Jennifer Bryan has written a book, including sample curricula, that is timely and much needed given the passing of same-sex marriage laws in several states, the repeal of “Don’t Ask, Don’t Tell,” and the increasingly accepted notion of sex and gender being on a continuum rather than categorical. The content of From the Dress-Up Corner to the Senior Prom should be a part of the human sexuality curriculum in every school system. Read the whole review.

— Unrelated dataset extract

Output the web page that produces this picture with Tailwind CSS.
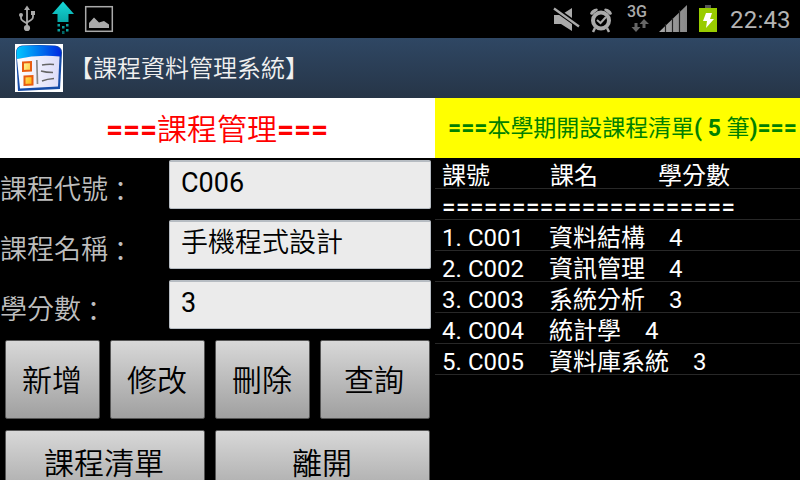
<!DOCTYPE html>
<html lang="zh-Hant">
<head>
<meta charset="utf-8">
<title>課程資料管理系統</title>
<script src="https://cdn.jsdelivr.net/npm/@tailwindcss/browser@4"></script>
</head>
<body class="w-[800px] h-[480px] overflow-hidden bg-black text-white font-['Roboto','Noto_Sans_CJK_TC',sans-serif]">
<div class="flex h-[480px] flex-col overflow-hidden">
  <!-- Status bar -->
  <header class="flex h-[38px] shrink-0 items-start justify-between bg-black">
    <svg class="h-[38px] w-[130px]" viewBox="0 0 130 38" fill="none">
      <defs><linearGradient id="up" x1="0" y1="0" x2="0" y2="1"><stop offset="0" stop-color="#16d8d8"/><stop offset="1" stop-color="#08a8a8"/></linearGradient></defs>
      <g stroke="#aaa" stroke-width="1.800"><path d="M27 9v18M21 15v3q0 2 2 3l4 2.500M33 14v3q0 2-2 3l-4 2.500"/></g>
      <g fill="#aaa"><path d="M27 5.500l3 4.500h-6z"/><circle cx="27" cy="28" r="3.100"/><circle cx="21" cy="15" r="2"/><path d="M31 11h4v4h-4z"/></g>
      <path d="M63 1.500L74 14h-5.500v8h-11v-8H52z" fill="url(#up)"/>
      <g fill="#0aa0a0"><path d="M57.500 24H60v2.500h-2.500zM66 24h2.500v2.500H66zM62 26h2.500v2.500H62zM57.500 29H60v2.500h-2.500zM66 29h2.500v2.500H66z"/><path fill="#066" d="M62 31h2.500v3H62z"/></g>
      <rect x="85.700" y="6.700" width="26.600" height="24.600" stroke="#aaa" stroke-width="1.500"/>
      <path d="M89 28v-5l5-5.500 5 5 5-1.500 5 3.500v3.500z" fill="#aaa"/>
    </svg>
    <div class="flex h-[38px]">
      <svg class="h-[38px] w-[70px]" viewBox="550 0 70 38" fill="none">
        <path d="M554 15h7l11-7v23l-11-7h-7z" fill="#aaa"/>
        <path d="M555 9l24 17" stroke="#000" stroke-width="5"/><path d="M554 8.500l25 18" stroke="#aaa" stroke-width="2.300"/>
        <circle cx="601" cy="20.500" r="8" stroke="#aaa" stroke-width="4"/>
        <path d="M597 20l3.500 3 5.500-6" stroke="#aaa" stroke-width="2"/>
        <path d="M590 14q1-5 7-5.500l1 1.500-6 5zM612 14q-1-5-7-5.500l-1 1.500 6 5z" fill="#aaa"/>
        <path d="M595 28l-2 4M607 28l2 4" stroke="#aaa" stroke-width="2.500"/>
      </svg>
      <div class="flex w-[35px] flex-col pl-[7px]">
        <span class="mt-[3px] h-[16px] text-[16px] leading-[18px] font-medium text-[#aaa]">3G</span>
        <svg class="h-[14px] w-[22px]" viewBox="0 0 22 14" fill="#666"><path d="M7.500 4h3v4h3L9 13 4.500 8h3zM15.500 9h3V5H22l-5-5-4.500 5h3z"/></svg>
      </div>
      <svg class="h-[38px] w-[75px]" viewBox="655 0 75 38">
        <defs><linearGradient id="sg" x1="0" x2="1"><stop offset="0" stop-color="#aaa"/><stop offset="1" stop-color="#888"/></linearGradient></defs>
        <path d="M659 32L687 5v27z" fill="url(#sg)"/>
        <path d="M665.500 24v8M672.500 18v14M679.500 10v22" stroke="#222" stroke-width="1.200"/>
        <path d="M705 5h6v3h-6z" fill="#555"/><path d="M699 8h18v24h-18z" fill="#99cc00"/>
        <path d="M706 13h6l-2 6h4l-8 9 1-7h-4z" fill="#fff"/>
      </svg>
      <time class="w-[70px] whitespace-nowrap text-[24px] leading-[41px] tracking-[0.200px] text-[#b4b4b4]">22:43</time>
    </div>
  </header>
  <!-- Title bar -->
  <div class="flex h-[60px] shrink-0 items-center bg-linear-to-b from-[#2f4764] to-[#263547] pl-[15px]">
    <svg class="h-[48px] w-[48px]" viewBox="0 0 48 48">
      <defs><linearGradient id="bl"><stop offset="0" stop-color="#00c8ff"/><stop offset="1" stop-color="#0028e0"/></linearGradient>
      <linearGradient id="pg"><stop offset="0" stop-color="#fff"/><stop offset="1" stop-color="#dcdcf8"/></linearGradient>
      <linearGradient id="or" x2="1" y2="1"><stop offset="0" stop-color="#fff8a0"/><stop offset="1" stop-color="#ffb000"/></linearGradient></defs>
      <path fill="#fff" d="M0 0h48v48H0z"/>
      <path d="M1 9Q1 2 7 1.500q17-1 33 0 7 1 7 7L45 45 3 47z" fill="#164ca8"/>
      <path d="M1.500 9Q1.500 2 8 2q16-1 31 0 7 1 7 6.500v4Q24 11 2 15z" fill="url(#bl)"/>
      <path d="M2 15Q24 10 44.500 12.500L43 42.500 5 44.500z" fill="url(#pg)"/>
      <path d="M8 18.500l8-.5v8.500l-8 .5zM9.500 32.500l8-.5v8.500l-8 .5z" fill="url(#or)" stroke="#e85c10" stroke-width="2"/>
      <path d="M21.800 16l.7 24" stroke="#888" stroke-width="1.700"/>
      <path d="M27 21q6-1 12-.5M26 27q5 1.500 12 1.500M27 37q5-2 12-2.500" stroke="#666" stroke-width="1.500" fill="none"/>
    </svg>
    <h1 class="ml-[6px] pt-[2px] text-[24px] leading-[58px] font-[350] text-[#f0f0f0]">【課程資料管理系統】</h1>
  </div>
  <main class="flex min-h-0 grow">
    <!-- Course form -->
    <section class="w-[435px] shrink-0">
      <h2 class="flex h-[60px] items-center justify-center bg-white pt-[3px] pr-[1px] text-[30px] leading-[60px] font-[350] text-[#f00]"><b class="font-bold tracking-[-0.200px]">===</b>課程管理<b class="font-bold tracking-[-0.200px]">===</b></h2>
      <form class="text-[27px]">
        <div class="flex h-[60px] pt-[2px]"><label class="w-[169px] leading-[60px] font-[350] text-[#bebebe]">課程代號<span class="relative top-[2px] -left-[1px]">：</span></label><div class="h-[49px] w-[262px] rounded-[2px] border border-t-2 border-[#b6bcc2] bg-[#ebebeb] pl-[11px] leading-[42px] text-black">C006</div></div>
        <div class="flex h-[60px] pt-[2px]"><label class="w-[169px] leading-[60px] font-[350] text-[#bebebe]">課程名稱<span class="relative top-[2px] -left-[1px]">：</span></label><div class="h-[49px] w-[262px] rounded-[2px] border border-t-2 border-[#b6bcc2] bg-[#ebebeb] pl-[11px] leading-[43px] font-[350] text-black">手機程式設計</div></div>
        <div class="flex h-[60px] pt-[2px]"><label class="w-[169px] leading-[60px] font-[350] text-[#bebebe]">學分數<span class="relative top-[2px] -left-[1px]">：</span></label><div class="h-[49px] w-[262px] rounded-[2px] border border-t-2 border-[#b6bcc2] bg-[#ebebeb] pl-[11px] leading-[42px] text-black">3</div></div>
        <div class="flex gap-[10px] pt-[2px] pl-[5px] text-[30px] leading-[78px] font-[350] text-black">
          <button type="button" class="h-[79px] w-[95px] rounded-[2px] border border-[#555] bg-linear-to-b from-[#d8d8d8] to-[#a0a0a0] pr-[1px] pt-[1px]">新增</button>
          <button type="button" class="h-[79px] w-[95px] rounded-[2px] border border-[#555] bg-linear-to-b from-[#d8d8d8] to-[#a0a0a0] pr-[1px] pt-[1px]">修改</button>
          <button type="button" class="h-[79px] w-[95px] rounded-[2px] border border-[#555] bg-linear-to-b from-[#d8d8d8] to-[#a0a0a0] pr-[1px] pt-[1px]">刪除</button>
          <button type="button" class="h-[79px] w-[110px] rounded-[2px] border border-[#555] bg-linear-to-b from-[#d8d8d8] to-[#a0a0a0] pr-[2px] pt-[1px]">查詢</button>
        </div>
        <div class="flex gap-[10px] pt-[11px] pl-[5px] text-[30px] leading-[62px] font-[350] text-black">
          <button type="button" class="h-[79px] w-[200px] rounded-[2px] border border-[#555] bg-linear-to-b from-[#d8d8d8] to-[#a0a0a0] pr-[2px] pb-[12px]">課程清單</button>
          <button type="button" class="h-[79px] w-[215px] rounded-[2px] border border-[#555] bg-linear-to-b from-[#d8d8d8] to-[#a0a0a0] pr-[1px] pb-[12px]">離開</button>
        </div>
      </form>
    </section>
    <!-- Course list -->
    <section class="w-[365px]">
      <h2 class="h-[60px] bg-[#ff0] pl-[13px] text-[23px] leading-[62px] tracking-[-0.050px] whitespace-pre font-normal text-[#008000]"><b>===</b>本學期開設課程清單<b>( 5 </b>筆<b>)===</b></h2>
      <ul class="text-[24px] leading-[37px] whitespace-nowrap">
        <li class="flex h-[31px] border-b border-[#282828] pl-[7px]"><span class="w-[108px]">課號</span><span class="w-[108px]">課名</span><span>學分數</span></li>
        <li class="h-[31px] border-b border-[#282828] pl-[7px] font-medium tracking-[0.480px]">=====================</li>
        <li class="flex h-[31px] border-b border-[#282828] pl-[7px]"><span class="w-[26px]">1.</span><span class="w-[81px]">C001</span><span class="w-[120px]">資料結構</span><span>4</span></li>
        <li class="flex h-[31px] border-b border-[#282828] pl-[7px]"><span class="w-[26px]">2.</span><span class="w-[81px]">C002</span><span class="w-[120px]">資訊管理</span><span>4</span></li>
        <li class="flex h-[31px] border-b border-[#282828] pl-[7px]"><span class="w-[26px]">3.</span><span class="w-[81px]">C003</span><span class="w-[120px]">系統分析</span><span>3</span></li>
        <li class="flex h-[31px] border-b border-[#282828] pl-[7px]"><span class="w-[26px]">4.</span><span class="w-[81px]">C004</span><span class="w-[96px]">統計學</span><span>4</span></li>
        <li class="flex h-[31px] border-b border-[#282828] pl-[7px]"><span class="w-[26px]">5.</span><span class="w-[81px]">C005</span><span class="w-[144px]">資料庫系統</span><span>3</span></li>
      </ul>
    </section>
  </main>
</div>
</body>
</html>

Bryan’s chapter on teachers and professional development is one of the more thoughtful chapters in the book. In a style that honors where educators are at present in this great social change we are all experiencing, she addresses their possible discomfort and the reflection everyone has to do with regard to their own values. At the same time she honors the place they come from whether conservative, liberal, or in between, and she models for them, through dialogue balloons and examples, what teachers can say to the children, teens and parents they work with during difficult discussions. Read the whole review.

What Experts Have to Say

If you are interested in the role of gender and sexuality in schools, the only thing you need to know is: read this book! It is a long overdue resource that is rich with examples from PreK-12 classrooms across the country. The student and teacher voices framed by Dr. Bryan’s research and expertise combine to form a powerful tool that will help educators everywhere make their schools and classrooms more inclusive and freer of all forms of bias. This well-researched text is strengthened by pedagogically meaningful stories, lesson plans, and interventions that offer guidance and support to educators engaged in this work. Her valuable insights and ideas will certainly help reduce the harmful impacts of homophobia, transphobia, and heteronormativity in schools everywhere.

What we teach in our school curriculum helps shape the minds, attitudes, and identities of children. Conversely, what we omit or leave unexamined matters as well. In this carefully researched, courageous book, Jennifer Bryan cogently argues that despite the centrality of gender and sexuality to our core relationships and identity, schools rarely contend with these topics. Bryan is persuasive, forthright, and sensitive in challenging us to formulate a more inclusive and complex approach to addressing gender and sexuality diversity in school. As a teacher, I have often shied away from topics of gender and sexuality. I fear that I don’t know enough or that traversing these topics is too fraught and dangerous. Reading this book challenged me to re-think my tendency to sidestep these issues and provided me the conceptual vocabulary and practical strategies to be a better teacher for all my students.

…A must read book for any and all teachers and parents interested in getting their hands around gender stereotyping: what it is, how it’s limiting to all, and how to teach children to overcome it, towards the end of embracing gender and sexual diversity in the same way enlightened cultures embrace racial, ethnic, class, and religious diversity. The copious anecdotes alone are worth the price of admission to a future world where we transcend millennia of assumptions about “what boys do” vs. “what girls do” toward a more psychologically and socially androgynous and balanced future. Readers will find themselves thinking time and again, “It never occurred to me that our kids might be saying, and wondering, and exploring these things. How would I address that situation when it arises in my classroom?” This book of innumerable stories and wise counsel is also the new definitive authority reference book on terminology and resources on the topic. The central question Bryan addresses— what to teach about gender and sexual identity diversity in schools—is articulated perfectly by a fourth-grade teacher: “The school community needs a point of view on these issues. Then we all need to support this view.” Schools and teachers that don’t address the question collectively as a school community will address it, at their own risk, haphazardly and poorly individually.

A brave, lucid, and insightful exploration of the intersections of gender, sexuality, and the experiences of K-12 students. Informed by scholarship and years of school experience, Jennifer Bryan has written a superb manual for faculty, administrators, and families on how to navigate safe passages for all students. Following Bryan’s advice not to run from these issues, but to embrace them conscientiously, will help educators and parents meet the challenges of raising healthy children in a nation where gender and sex have become tools of commerce.

The issue of safety for GLBTQI students in our schools today is a matter of life and death, not a matter of politics. Jennifer Bryan’s book is essential reading for anyone directly or indirectly involved in the education of children today. As the Head of a pre-K through 8th grade independent school, I found valuable information contained in this book for faculty, parents, and trustees alike. Whatever your role is in the process of education, Jennifer Bryan’s book provides real life examples along with excellent solutions, making it a useful tool in the classroom and at home. Bryan does not shy away from the conflict, rather she encourages us to face the prejudices and inequities that exist with confidence, candor, and even humor. This book is a must read now!